You will enjoy particular films even more if you do not know very much beforehand; think The Sixth Sense or The Crying Game. Previews nowadays give away everything including the set up, the conflict, its climax, and sometimes even the ending all before you go and see it. The preview for The Skin I Live In sidesteps the problem of giving things away by only showing select scenes set to music. There is no dialogue to listen to for the potential audience member to find out who is doing what and why. Whoever had the idea to limit this preview did everyone a favor.
I will only cover the basics of the plot because you really want to go into this film as ‘blind’ as possible. Robert Legard (Antonio Banderas) is a brilliant scientist and surgeon. He is on the leading edge of his field which has far exceeded standard plastic surgery. He has been involved in the first face transplants and is conducting extensive and methodical research into creating a new form of skin, one which is tougher than normal human skin whose practical application is to help burn victims but has the possibility to go much further than that.

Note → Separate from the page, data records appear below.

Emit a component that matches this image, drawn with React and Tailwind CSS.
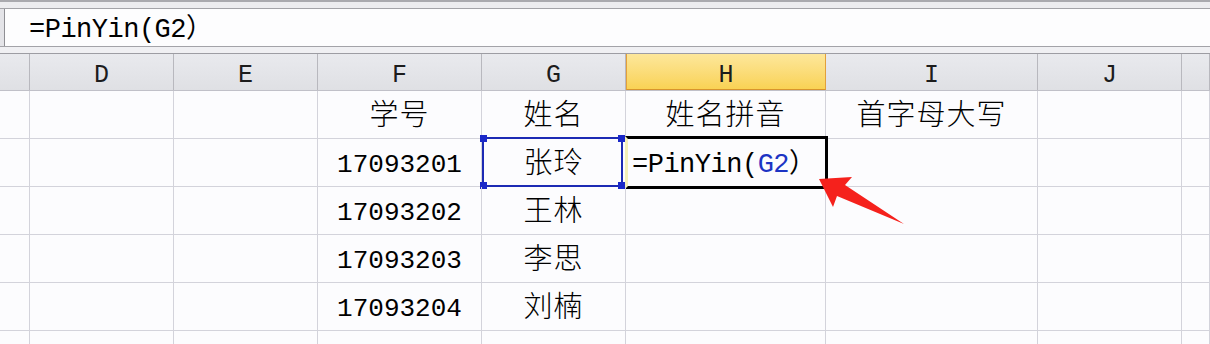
import React from "react";

const mono = "font-['Liberation_Mono','Noto_Sans_CJK_SC',monospace]";
const cols = ["", "D", "E", "F", "G", "H", "I", "J", ""];
const widths = ["w-[30px]", "w-[144px]", "w-[144px]", "w-[164px]", "w-[144px]", "w-[200px]", "w-[212px]", "w-[144px]", "flex-1"];

const rows = [
  ["", "", "", "学号", "姓名", "姓名拼音", "首字母大写", "", ""],
  ["", "", "", "17093201", "张玲", "formula", "", "", ""],
  ["", "", "", "17093202", "王林", "", "", "", ""],
  ["", "", "", "17093203", "李思", "", "", "", ""],
  ["", "", "", "17093204", "刘楠", "", "", "", ""],
  ["", "", "", "", "", "", "", "", ""],
];

const isCjk = (s) => /[\u4e00-\u9fff]/.test(s);

function Handle({ className }) {
  return <span className={`absolute w-[7px] h-[7px] bg-[#1a28c8] ${className}`} />;
}

function Cell({ value, col, row }) {
  const selected = row === 1 && col === 4;
  const active = row === 1 && col === 5;
  return (
    <div
      className={`relative ${widths[col]} shrink-0 h-full border-r border-[#d3d3db] flex items-center pt-[6px] ${
        value === "formula" ? "justify-start pl-[6px]" : "justify-center"
      }`}
    >
      {value === "formula" ? (
        <span className="text-[27px] text-black tracking-[-0.5px]">
          =PinYin(<span className="text-[#1c34c4]">G2</span>）
        </span>
      ) : (
        <span className={`${isCjk(value) ? "text-[29px] tracking-[1px] font-light" : "text-[26px]"} text-black`}>{value}</span>
      )}
      {selected && (
        <div className="absolute left-0 top-[-2px] right-[2px] bottom-[-1px] border-2 border-[#1c2ab4]">
          <Handle className="left-[-4px] top-[-4px]" />
          <Handle className="left-[-4px] bottom-[-4px]" />
          <Handle className="right-[-4px] top-[-4px]" />
          <Handle className="right-[-4px] bottom-[-4px]" />
        </div>
      )}
      {active && (
        <div className="absolute left-[-1px] top-[-3px] right-[-3px] bottom-[-3px] border-[3px] border-black border-l-[3px] border-l-[#f3efb8]" />
      )}
    </div>
  );
}

export default function App() {
  return (
    <div className={`w-[1210px] h-[344px] overflow-hidden bg-[#fcfcfe] ${mono}`}>
      {/* top strip */}
      <div className="h-[8px] bg-[#ececef] border-t-2 border-[#a9a9ae]" />
      {/* formula bar */}
      <div className="h-[39px] flex border-y border-[#a3a3a8] bg-[#e4e4e8]">
        <div className="w-[4px]" />
        <div className="flex-1 bg-[#fdfdfe] border-l border-[#8f8f94] flex items-center pl-[24px] pt-[5px]">
          <span className="text-[27px] text-black tracking-[-0.5px]">=PinYin(G2）</span>
        </div>
      </div>
      <div className="h-[7px] bg-[#f0f0f3] border-b border-[#9d9da3]" />
      {/* column headers */}
      <div className="h-[37px] flex border-b border-[#c0c0c8]">
        {cols.map((c, i) => (
          <div
            key={i}
            className={`${widths[i]} shrink-0 h-full flex items-center justify-center pt-[8px] text-[25px] ${
              c === "H"
                ? "bg-gradient-to-b from-[#fde79a] to-[#f9d253] border-x border-[#e2a03a] border-b border-b-[#d8942c]"
                : "bg-gradient-to-b from-[#e9eaee] to-[#dfe0e4] border-r border-[#b8b8be]"
            } text-[#1c1c1c]`}
          >
            {c}
          </div>
        ))}
      </div>
      {/* rows */}
      {rows.map((r, ri) => (
        <div key={ri} className="h-[48px] flex border-b border-[#d3d3db]">
          {r.map((v, ci) => (
            <Cell key={ci} value={v} col={ci} row={ri} />
          ))}
        </div>
      ))}
      {/* arrow */}
      <svg className="absolute left-0 top-0 pointer-events-none" width="1210" height="344">
        <polygon
          points="819,179 852,177 845,185 904,224 837,196 833,207"
          fill="#f5211c"
        />
      </svg>
    </div>
  );
}
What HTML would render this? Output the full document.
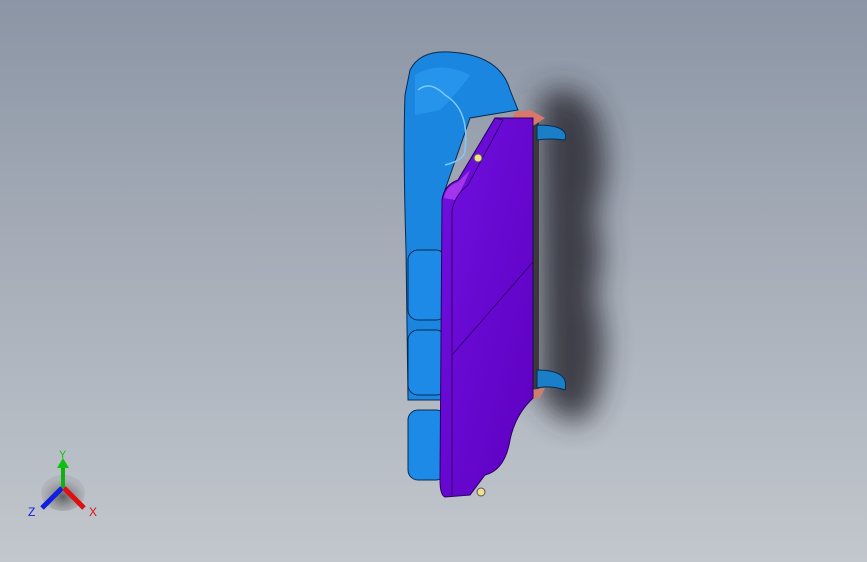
<!DOCTYPE html>
<html><head><style>
html,body{margin:0;padding:0;width:867px;height:562px;overflow:hidden}
body{background:linear-gradient(180deg,#8b95a5 0%,#a6adb8 45%,#c2c7cd 100%);}
</style></head><body>
<svg width="867" height="562" viewBox="0 0 867 562" style="position:absolute;left:0;top:0">
<defs>
<filter id="bl" x="-60%" y="-30%" width="220%" height="160%"><feGaussianBlur stdDeviation="14"/></filter>
<linearGradient id="pg" x1="0" y1="0" x2="1" y2="1"><stop offset="0" stop-color="#7010e0"/><stop offset="1" stop-color="#5e00c0"/></linearGradient>
<radialGradient id="ax" cx="0.5" cy="0.6" r="0.5"><stop offset="0" stop-color="#333" stop-opacity=".7"/><stop offset="1" stop-color="#888" stop-opacity=".2"/></radialGradient>
</defs>
<!-- shadow -->
<path d="M540 95 Q585 75 600 125 Q612 175 595 215 Q608 255 595 295 Q610 335 600 385 Q592 430 565 420 L540 400 Z" fill="#30333a" opacity=".9" filter="url(#bl)"/>
<!-- blue body -->
<path d="M410 70 Q420 50 450 52 Q500 55 510 90 L518 110 L470 118 L445 190 L445 400 L408 400 L406 250 Q403 150 405 95 Z" fill="#1a86e0" stroke="#0a2a50" stroke-width="1"/>
<path d="M415 75 Q440 60 470 75 Q460 90 440 110 L415 115 Z" fill="#2c9af0" opacity=".7"/>
<path d="M418 90 Q430 80 445 95 Q470 110 465 150 Q465 160 445 165" fill="none" stroke="#7ccaff" stroke-width="1.5"/>
<rect x="408" y="250" width="38" height="70" rx="10" fill="#1c8ae6" stroke="#0a2a50"/>
<rect x="408" y="330" width="38" height="65" rx="10" fill="#1c8ae6" stroke="#0a2a50"/>
<rect x="408" y="410" width="38" height="70" rx="10" fill="#1c8ae6" stroke="#0a2a50"/>
<!-- dark rail -->
<rect x="533" y="118" width="6" height="280" fill="#3a3a3a"/>
<!-- hooks -->
<path d="M537 125 Q570 125 565 140 Q550 138 537 140 Z" fill="#1a7fc8" stroke="#0a2a50"/>
<path d="M537 370 Q570 370 565 390 Q550 385 537 388 Z" fill="#1a7fc8" stroke="#0a2a50"/>
<path d="M515 112 L530 110 L545 118 L530 128 L510 125 Z" fill="#d9776a"/>
<path d="M530 390 L545 388 L540 398 L528 400 Z" fill="#c98070"/>
<!-- purple panel -->
<path d="M442 200 Q444 185 458 180 L495 118 L533 118 L533 398 Q515 415 510 440 Q505 470 485 475 L470 495 L445 497 Q440 495 440 480 Z" fill="url(#pg)" stroke="#2a0060" stroke-width="1"/>
<path d="M444 198 Q446 186 458 182 L470 170 Q462 190 455 200 Z" fill="#b040f0" opacity=".8"/>
<path d="M442 200 Q444 185 458 180 L495 118 L503 120 L468 185 Q455 195 452 210 L452 495" fill="none" stroke="#2a0060" stroke-width=".8"/>
<path d="M452 355 L533 262" stroke="#2a0060" stroke-width=".8"/>
<circle cx="478" cy="158" r="4" fill="#f0e090" stroke="#555"/>
<circle cx="481" cy="492" r="4" fill="#f0e090" stroke="#555"/>
<!-- triad -->
<ellipse cx="63" cy="493" rx="22" ry="18" fill="url(#ax)"/>
<line x1="63" y1="488" x2="63" y2="465" stroke="#10b010" stroke-width="4"/>
<path d="M57 468 L63 458 L69 468 Z" fill="#10c010"/>
<line x1="62" y1="488" x2="42" y2="508" stroke="#1020e0" stroke-width="5"/>
<line x1="64" y1="488" x2="84" y2="508" stroke="#e01010" stroke-width="5"/>
<text x="59" y="458" font-family="Liberation Sans,sans-serif" font-size="11" fill="#10c010">Y</text>
<text x="28" y="516" font-family="Liberation Sans,sans-serif" font-size="12" fill="#1020e0">Z</text>
<text x="89" y="516" font-family="Liberation Sans,sans-serif" font-size="12" fill="#e01010">X</text>
</svg>
</body></html>
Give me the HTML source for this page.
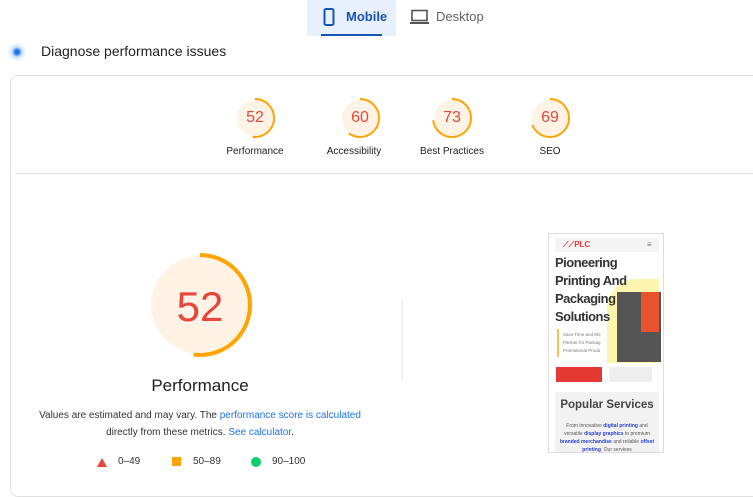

At home, Robert is just as methodical and precise as he is at work. His live-in house keeper Marilia (Marisa Paredes) runs a tight ship to keep everything in order and Robert’s personal research lives upstairs in a locked room. Vera (Elena Anaya) is Robert’s captive and his prized research specimen. I will stop the set up description right here.
Directed by Pedro Almodovar, The Skin I Live In is a suspenseful thriller and verges on horror; however, in the director’s own words, it is a “horror story without screams or frights”. Robert is a modern day mad scientist, but instead of having an open lab with electricity captured from lightening bolts, he has a scalpel and a sterile workspace. Almodovar adapted the screenplay from Tarantula, a novel by Thierry Jonquet.
Since it is an Almodovar film, The Skin I Live In contains certain themes which are very common in most of his films. The first is that it has family secrets. Almodovar loves family secrets; think back to All About My Mother and Volver which were oozing to the core with them. He is a director who loves to go into people’s attics, find a chest full of dusty old secrets, pop the lid, and rip them out just like he would old clothes.
The second theme here which we have seen Almodovar cover before is gender identity. How society and individuals view themselves as male and female has always intrigued him, most recently in Bad Education. There are scenes here which reminded me a bit of The Human Centipede but it is nowhere near that tasteless or insane. The Skin I Live In wanders around a bit at first before you learn what is really going on and the reasons behind it. Once you learn that, you will understand it has not been wandering around at all, it has just been setting you up for one hell of a story.